Сижу за печкой в офицерском вагоне, битком набитом военной «рухлядью»: интенданты, сестры милосердия, доктора, земгусары[22] и прапорщики. Паровоз, хрипло посвистывая, несётся мимо молчаливых и разрушенных станций. Нищие, оборванные детишки и голодные старухи костлявой рукой стучатся в окна вагонов, делая жалобные гримасы. Это мало кого интересует. На фронте нет неврастеников, людей с избытком слезливой жалости. К «бытовым явлениям фронта давно привыкли и стараются не замечать ни разорения, ни слез. Каждый думает только о себе и готов вцепиться в горло каждому, буде сие понадобится для сохранения живота своего. Грохотом орудий давно раздавлены всякие сантименты. Люди злы, бесцеремонны и грубы. Открыто и раздражённо высказывают все, что накипело в душе.
В вагоне дымно, угарно. Воняет олифой и жестью. Кругом храпят, кашляют и плюют. Раскалённая докрасна окопная печь ежеминутно потрескивает от неосторожных плевков. Без утайки вытаскивают наружу «души оскорблённой занозы». Обогащаю новыми чёрточками свои дневники. Сверчок за печкой...

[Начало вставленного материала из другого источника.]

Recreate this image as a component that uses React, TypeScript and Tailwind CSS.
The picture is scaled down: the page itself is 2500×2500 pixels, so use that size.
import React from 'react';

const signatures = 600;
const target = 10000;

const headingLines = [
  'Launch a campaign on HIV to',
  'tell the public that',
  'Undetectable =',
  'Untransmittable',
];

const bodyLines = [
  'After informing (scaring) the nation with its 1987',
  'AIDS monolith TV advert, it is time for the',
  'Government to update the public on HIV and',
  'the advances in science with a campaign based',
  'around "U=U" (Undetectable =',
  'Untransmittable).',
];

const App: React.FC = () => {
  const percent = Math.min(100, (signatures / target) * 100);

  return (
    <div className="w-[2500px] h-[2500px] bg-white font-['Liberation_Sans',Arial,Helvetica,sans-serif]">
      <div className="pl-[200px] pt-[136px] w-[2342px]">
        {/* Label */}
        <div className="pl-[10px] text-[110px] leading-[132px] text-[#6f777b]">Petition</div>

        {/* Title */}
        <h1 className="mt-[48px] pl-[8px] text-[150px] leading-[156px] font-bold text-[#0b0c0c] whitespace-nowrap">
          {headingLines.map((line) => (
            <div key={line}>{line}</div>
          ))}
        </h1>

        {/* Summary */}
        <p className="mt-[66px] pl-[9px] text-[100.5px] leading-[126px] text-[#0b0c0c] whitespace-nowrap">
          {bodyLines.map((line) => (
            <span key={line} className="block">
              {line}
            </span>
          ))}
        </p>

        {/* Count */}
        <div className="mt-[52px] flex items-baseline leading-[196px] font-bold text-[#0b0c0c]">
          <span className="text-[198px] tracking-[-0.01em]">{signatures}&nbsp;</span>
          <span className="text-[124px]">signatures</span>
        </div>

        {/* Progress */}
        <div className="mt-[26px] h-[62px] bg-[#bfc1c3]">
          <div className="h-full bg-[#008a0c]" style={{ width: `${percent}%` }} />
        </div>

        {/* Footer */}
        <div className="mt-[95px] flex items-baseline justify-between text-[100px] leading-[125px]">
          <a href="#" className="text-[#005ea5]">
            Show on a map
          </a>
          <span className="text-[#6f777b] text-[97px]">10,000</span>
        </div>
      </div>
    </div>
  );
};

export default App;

Говорит пожилой интендантский чиновник 25-го корпуса, обращаясь не то к соседу, не то ко всему вагону:
— Час от часу тяжеле... Извольте радоваться — новый приказ по интендантству... Не приказ, а семидесятипудовая «Берта». Предписывают заниматься фуражировкой только в районе собственного корпуса! Не угодно ли? Пятый месяц на одном месте стоим. Все деревни на пятьдесят вёрст кругом дотла очистили... Вот вам — в районе собственного корпуса... А попробуй заикнись — под суд отдадут. Командир корпуса знать ничего не хочет: загоняй экономию — и баста! А какая тут к черту экономия?! Из всех частей срочные требования: хоть тресни, а подай! Штаб армии своё талдычит: покупать по справочным ценам! Вот и вертись, как бес перед заутреней...

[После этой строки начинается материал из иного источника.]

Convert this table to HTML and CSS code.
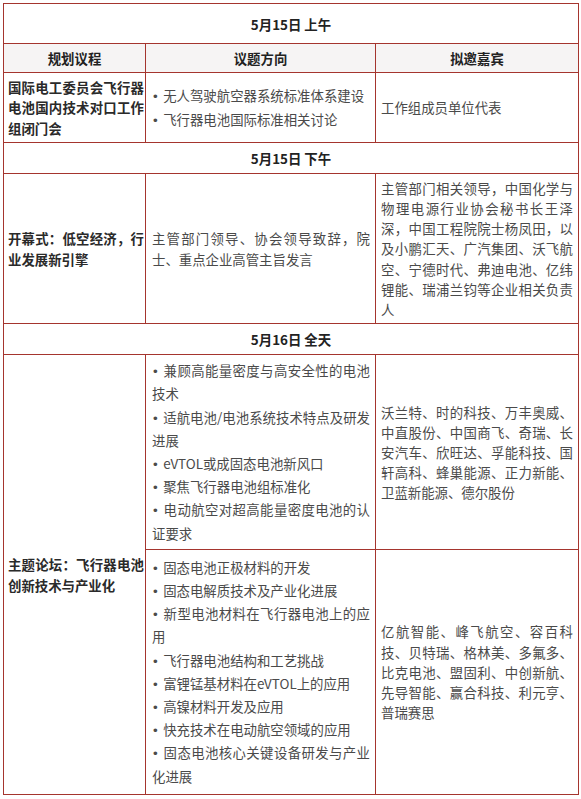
FILE: index.html
```html
<!DOCTYPE html>
<html lang="zh-CN">
<head>
<meta charset="utf-8">
<title>议程</title>
<link rel="stylesheet" href="styles.css">
</head>
<body>
<table class="agenda">
  <colgroup><col class="c1"><col class="c2"><col class="c3"></colgroup>
  <tr class="date first"><td colspan="3">5月15日 上午</td></tr>
  <tr class="head"><th>规划议程</th><th>议题方向</th><th>拟邀嘉宾</th></tr>
  <tr class="r1">
    <td class="topic">国际电工委员会飞行器电池国内技术对口工作组闭门会</td>
    <td class="dir">
      <ul class="bullets">
        <li><span class="dot">•</span>无人驾驶航空器系统标准体系建设</li>
        <li><span class="dot">•</span>飞行器电池国际标准相关讨论</li>
      </ul>
    </td>
    <td class="guest">工作组成员单位代表</td>
  </tr>
  <tr class="date"><td colspan="3">5月15日 下午</td></tr>
  <tr class="r2">
    <td class="topic">开幕式：低空经济，行业发展新引擎</td>
    <td class="dir plain">主管部门领导、协会领导致辞，院士、重点企业高管主旨发言</td>
    <td class="guest">主管部门相关领导，中国化学与物理电源行业协会秘书长王泽深，中国工程院院士杨凤田，以及小鹏汇天、广汽集团、沃飞航空、宁德时代、弗迪电池、亿纬锂能、瑞浦兰钧等企业相关负责人</td>
  </tr>
  <tr class="date"><td colspan="3">5月16日 全天</td></tr>
  <tr class="r3">
    <td class="topic" rowspan="2">主题论坛：飞行器电池创新技术与产业化</td>
    <td class="dir">
      <ul class="bullets">
        <li><span class="dot">•</span>兼顾高能量密度与高安全性的电池技术</li>
        <li><span class="dot">•</span>适航电池/电池系统技术特点及研发进展</li>
        <li><span class="dot">•</span>eVTOL或成固态电池新风口</li>
        <li><span class="dot">•</span>聚焦飞行器电池组标准化</li>
        <li><span class="dot">•</span>电动航空对超高能量密度电池的认证要求</li>
      </ul>
    </td>
    <td class="guest">沃兰特、时的科技、万丰奥威、中直股份、中国商飞、奇瑞、长安汽车、欣旺达、孚能科技、国轩高科、蜂巢能源、正力新能、卫蓝新能源、德尔股份</td>
  </tr>
  <tr class="r4">
    <td class="dir">
      <ul class="bullets">
        <li><span class="dot">•</span>固态电池正极材料的开发</li>
        <li><span class="dot">•</span>固态电解质技术及产业化进展</li>
        <li><span class="dot">•</span>新型电池材料在飞行器电池上的应用</li>
        <li><span class="dot">•</span>飞行器电池结构和工艺挑战</li>
        <li><span class="dot">•</span>富锂锰基材料在eVTOL上的应用</li>
        <li><span class="dot">•</span>高镍材料开发及应用</li>
        <li><span class="dot">•</span>快充技术在电动航空领域的应用</li>
        <li><span class="dot">•</span>固态电池核心关键设备研发与产业化进展</li>
      </ul>
    </td>
    <td class="guest">亿航智能、峰飞航空、容百科技、贝特瑞、格林美、多氟多、比克电池、盟固利、中创新航、先导智能、赢合科技、利元亨、普瑞赛思</td>
  </tr>
</table>
</body>
</html>
```
FILE: styles.css
```css
html, body {
  margin: 0;
  padding: 0;
  background: #ffffff;
}
body {
  padding: 3px;
  font-family: "Noto Sans CJK SC", "Noto Sans", sans-serif;
  font-size: 13.4px;
  color: #4a4a4a;
}
.agenda {
  border-collapse: collapse;
  table-layout: fixed;
  width: 575px;
}
.c1 { width: 142px; }
.c2 { width: 230px; }
.c3 { width: 203px; }
.agenda td, .agenda th {
  border: 1px solid #a5352e;
  padding: 4px 5px;
  vertical-align: middle;
  line-height: 20.2px;
  text-align: justify;
}
.date td {
  text-align: center;
  font-weight: bold;
  color: #222222;
  height: 22px;
}
.date.first td {
  height: 30px;
  padding-top: 5px;
}
.head th {
  background: #f6f4f4;
  font-weight: bold;
  color: #222222;
  text-align: center;
  height: 20px;
}
.topic {
  font-weight: bold;
  color: #2a2a2a;
  line-height: 19.5px;
}
.agenda td.topic {
  padding-left: 4px;
  padding-right: 1px;
}
.agenda td.dir {
  padding-left: 6px;
  padding-right: 5px;
}
.bullets {
  list-style: none;
  margin: 0;
  padding: 0;
  line-height: 23.2px;
}
.dot {
  line-height: 1px;
  font-family: "Liberation Sans", sans-serif;
  margin-left: 1px;
  margin-right: 5.5px;
}
.r1 td { height: 60px; }
.r3 td.dir, .r3 td.guest { height: 183px; }
.r4 td { height: 236px; }
```
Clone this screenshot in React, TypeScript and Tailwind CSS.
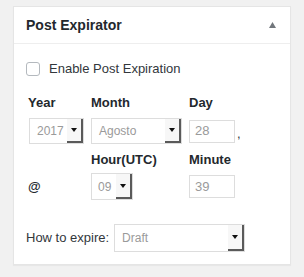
import React from "react";

const font = { fontFamily: '"Liberation Sans", Arial, sans-serif' };

function Arrow() {
  return (
    <svg width="6" height="4" viewBox="0 0 6 4" className="block">
      <polygon points="0,0 6,0 3,4" fill="#111" />
    </svg>
  );
}

function FakeSelect({ value, w, h, pad }: { value: string; w: string; h: string; pad: string }) {
  return (
    <div className={`flex ${w} ${h} border border-[#dddddd] bg-white`}>
      <div className={`flex flex-1 items-center overflow-hidden ${pad} text-[12px] text-[#9a9a9a]`}>{value}</div>
      <div className="flex w-[16px] items-center justify-center border-r-2 border-b-2 border-[#5a5a5a] bg-[#f7f7f7]">
        <Arrow />
      </div>
    </div>
  );
}

function FakeInput({ value }: { value: string }) {
  return (
    <div className="flex h-[23px] w-[46px] items-center border border-[#dddddd] bg-white pl-[5px] text-[13px] text-[#9a9a9a]">
      {value}
    </div>
  );
}

export default function App() {
  return (
    <div className="h-[277px] w-[304px] bg-[#f1f1f1] pt-[6px] pl-[13px]" style={font}>
      <div className="h-[259px] w-[278px] border border-[#e5e5e5] bg-white shadow-[0_1px_1px_rgba(0,0,0,0.04)]">
        <div className="flex h-[37px] items-center justify-between border-b border-[#eeeeee] pl-[12px] pr-[14px]">
          <span className="text-[14px] font-bold text-[#23282d]">Post Expirator</span>
          <svg width="7" height="6" viewBox="0 0 7 6" className="block">
            <polygon points="3.5,0 7,6 0,6" fill="#72777c" />
          </svg>
        </div>
        <div className="pl-[12px] pt-[15px] text-[#32373c]">
          <div className="flex h-[20px] items-center">
            <div className="h-[14px] w-[14px] rounded-[3px] border border-[#b4b9be] bg-white" />
            <span className="ml-[9px] text-[13px] text-[#32373c]">Enable Post Expiration</span>
          </div>

          <div className="mt-[15px] ml-[2px] grid grid-cols-[63px_98px_60px]">
            <div className="flex h-[18px] items-center text-[13px] font-bold text-[#23282d]">Year</div>
            <div className="flex h-[18px] items-center text-[13px] font-bold text-[#23282d]">Month</div>
            <div className="flex h-[18px] items-center text-[13px] font-bold text-[#23282d]">Day</div>

            <div className="mt-[6px] pl-[1px]">
              <FakeSelect value="2017" w="w-[55px]" h="h-[26px]" pad="pl-[7px]" />
            </div>
            <div className="mt-[6px]">
              <FakeSelect value="Agosto" w="w-[91px]" h="h-[26px]" pad="pl-[7px]" />
            </div>
            <div className="mt-[6px] flex h-[26px] items-center">
              <FakeInput value="28" />
              <span className="ml-[2px] mt-[6px] text-[13px] text-[#32373c]">,</span>
            </div>

            <div />
            <div className="mt-[7px] flex h-[18px] items-center text-[13px] font-bold text-[#23282d]">Hour(UTC)</div>
            <div className="mt-[7px] flex h-[18px] items-center text-[13px] font-bold text-[#23282d]">Minute</div>

            <div className="mt-[4px] flex h-[27px] items-center text-[13px] font-bold text-[#23282d]">@</div>
            <div className="mt-[4px]">
              <FakeSelect value="09" w="w-[42px]" h="h-[27px]" pad="pl-[6px]" />
            </div>
            <div className="mt-[4px] flex h-[27px] items-center">
              <FakeInput value="39" />
            </div>
          </div>

          <div className="mt-[24px] flex items-center">
            <span className="text-[13px] text-[#32373c]">How to expire:</span>
            <div className="ml-[5px]">
              <FakeSelect value="Draft" w="w-[131px]" h="h-[28px]" pad="pl-[7px]" />
            </div>
          </div>
        </div>
      </div>
    </div>
  );
}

— Что ж вы будете делать? — интересуются слушатели.
— Ума не приложу! Не угодно ли? С населением кончено. Ни лаской, ни силой — пылинки не выкачаешь. Сами с голоду дохнут. С панами лучше не связываться. Это такие, доложу я вам, живодёры, каких свет не видывал. Стоит для них, прохвостов, кровь проливать...
— А как же вы до сих пор обходились?
— Очень просто. Подрядчикам сдавали. Засылали в чужие районы фуражиров... Из прифронтовой полосы давно все выкачали...
— Это кто же, все Радко-Дмитриев старается? — задаёт вопрос прапорщик.
— Уж не знаю, кто там старается, а Радко-Дмитриеву не усидеть, — угрюмо соображает интендант.
— Давно пора! — соглашается прапорщик.
— Это ж за какие провинности? — ехидно спрашивает полная сестра милосердия, окружённая баулами и картонками.
— Не верят ему солдаты, — уклончиво отвечает прапорщик.
— Верно! — вмешивается новый прапорщик. — Я сам слыхал. При мне говорили: «Командующий у нас ненадёжный». «Почему?» — спрашиваю. «Чудак ты, — говорят. — Ровно ты дите малое. Сам рассуди: ён кто? Болгарин?» — «Да». — «Как же так? Что ж он один против своих воюет?..»
— Возмутительно! — негодует сестра. — Расстрелять такого солдата! Я бы...
— А вы здесь при чем? — обращается к ней с вызовом первый прапорщик.
— Не для того я столбовая дворянка у своего государя, чтобы такие гадости слушать! — запальчиво отвечает сестра и отворачивается к окошку.
Говорит врач в пенсне, нервно теребя небольшую бородку. Он бросает слова, как камни, с явным желанием задеть и больно ударить:
— А я утверждаю, что штыковых боев нет! С начала войны работаю в полковом лазарете. Сотни, тысячи раненых пропустил. Штыковой раны не было... Ни одной!
— Как же так? — вежливо удивляется земгусар. — У других врачей были...
— Спрашивал! — резко бросает доктор. — Сорок хирургов опросил. Никто не видал!
— Однако ж факт налицо: штыковой бой существует, — снисходительно улыбается собеседник.
— Я вам русским языком говорю: штыковых боев нет!
— Ну, знаете, — пожимает плечами земгусар. — Значит, врут все официальные донесения?..
— В штабных донесениях, конечно, существуют, — злобно выкрикивает доктор. — Да только все это че-пу-ха! Выдумки тыловых болтунов и газетных щелкопёров..Да-с... Ни та ни другая сторона штыкового удара не при-ни-ма-ет! Слышите! Не принимает.
— Позвольте! Вы спорите против очевидности. Не дальше как на прошлой неделе высота сто четыре была отбита у противника штыковым ударом. Это известие облетело все газеты.